Arrau had a very rich, heavy tone, and an ability to bring out moving emotions from simple melodies. I really like his “Romantic” style of playing. A hero in his native country, he even has a wide avenue named after him in Santiago, Chile. Wow!
15. Murray Perahia
Perahia may have started playing the piano when he was just four but it wasn’t until the age of 15 that, he says, he became seriously interested in music. In 1972 he became the first North American to win the Leeds Piano Competition and the following year he worked with Benjamin Britten and Peter Pears at the Aldeburgh Festival. In 1992 a bone abnormality caused his hand to swell and forced him to take some time off from performing. It was during this time that he found solace in the music of J.S. Bach. His Bach recordings are regarded as some of the best ever made.
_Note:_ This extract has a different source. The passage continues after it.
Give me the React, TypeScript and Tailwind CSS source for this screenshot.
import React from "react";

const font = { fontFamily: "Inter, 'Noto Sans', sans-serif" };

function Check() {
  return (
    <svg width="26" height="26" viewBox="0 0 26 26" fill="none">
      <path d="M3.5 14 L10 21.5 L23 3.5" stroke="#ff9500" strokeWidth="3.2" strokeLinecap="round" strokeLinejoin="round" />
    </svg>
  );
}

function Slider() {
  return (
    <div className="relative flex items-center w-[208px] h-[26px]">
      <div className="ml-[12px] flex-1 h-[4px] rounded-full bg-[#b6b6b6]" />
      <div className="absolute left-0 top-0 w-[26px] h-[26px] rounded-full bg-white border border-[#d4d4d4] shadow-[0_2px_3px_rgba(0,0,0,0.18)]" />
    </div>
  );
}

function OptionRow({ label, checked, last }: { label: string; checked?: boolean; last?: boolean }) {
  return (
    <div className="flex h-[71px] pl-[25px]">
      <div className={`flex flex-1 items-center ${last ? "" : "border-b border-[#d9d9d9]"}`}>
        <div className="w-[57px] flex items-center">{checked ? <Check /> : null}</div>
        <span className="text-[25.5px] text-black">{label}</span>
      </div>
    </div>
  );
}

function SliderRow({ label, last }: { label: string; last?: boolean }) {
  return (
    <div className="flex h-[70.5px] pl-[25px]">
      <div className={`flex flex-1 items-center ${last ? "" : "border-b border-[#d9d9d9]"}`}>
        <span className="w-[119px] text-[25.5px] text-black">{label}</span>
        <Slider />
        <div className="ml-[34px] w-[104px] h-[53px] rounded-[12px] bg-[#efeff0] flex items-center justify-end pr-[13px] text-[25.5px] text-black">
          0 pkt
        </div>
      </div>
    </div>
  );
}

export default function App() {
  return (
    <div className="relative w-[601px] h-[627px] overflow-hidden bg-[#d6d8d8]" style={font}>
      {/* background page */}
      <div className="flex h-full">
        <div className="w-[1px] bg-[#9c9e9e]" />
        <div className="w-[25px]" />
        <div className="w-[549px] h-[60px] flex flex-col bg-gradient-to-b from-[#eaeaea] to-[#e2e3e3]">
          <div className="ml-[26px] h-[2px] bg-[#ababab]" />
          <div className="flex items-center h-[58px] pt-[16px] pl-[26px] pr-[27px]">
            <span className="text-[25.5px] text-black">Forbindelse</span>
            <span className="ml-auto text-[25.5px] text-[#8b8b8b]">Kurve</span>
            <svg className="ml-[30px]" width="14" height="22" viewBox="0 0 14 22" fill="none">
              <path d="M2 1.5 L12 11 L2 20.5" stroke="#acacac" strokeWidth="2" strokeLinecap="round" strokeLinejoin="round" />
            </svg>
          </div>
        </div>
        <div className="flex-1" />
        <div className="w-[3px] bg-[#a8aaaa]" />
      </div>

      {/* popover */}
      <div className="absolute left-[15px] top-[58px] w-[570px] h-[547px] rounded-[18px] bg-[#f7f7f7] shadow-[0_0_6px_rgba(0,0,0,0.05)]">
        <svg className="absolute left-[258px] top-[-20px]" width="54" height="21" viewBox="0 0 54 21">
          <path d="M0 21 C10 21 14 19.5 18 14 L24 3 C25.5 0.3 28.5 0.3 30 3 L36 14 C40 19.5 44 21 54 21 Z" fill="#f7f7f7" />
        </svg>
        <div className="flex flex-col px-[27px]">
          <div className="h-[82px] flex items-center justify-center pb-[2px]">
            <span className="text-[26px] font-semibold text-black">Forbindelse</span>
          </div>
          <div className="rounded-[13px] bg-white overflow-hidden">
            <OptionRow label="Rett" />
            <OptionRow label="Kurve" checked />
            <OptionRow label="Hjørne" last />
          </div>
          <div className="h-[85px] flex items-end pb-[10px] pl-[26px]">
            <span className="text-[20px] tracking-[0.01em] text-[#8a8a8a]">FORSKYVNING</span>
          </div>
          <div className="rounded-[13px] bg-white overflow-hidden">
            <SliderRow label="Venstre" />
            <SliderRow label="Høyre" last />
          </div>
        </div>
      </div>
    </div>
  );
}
One thing that all these inspirational greatest pianists have in common is that they were given lessons from an early age. While this might put you off starting at a more advanced age, you must remember that these players had a gift and it was seen and nurtured by their parents. If you have a budding Mozart on your hands, we offer a pre-school piano program.
But if there is one lesson to take away from these famous piano players, it is the love of piano music. Performing is not just about hitting the right notes, it is interpreting the emotion behind the music and connecting the audience with that.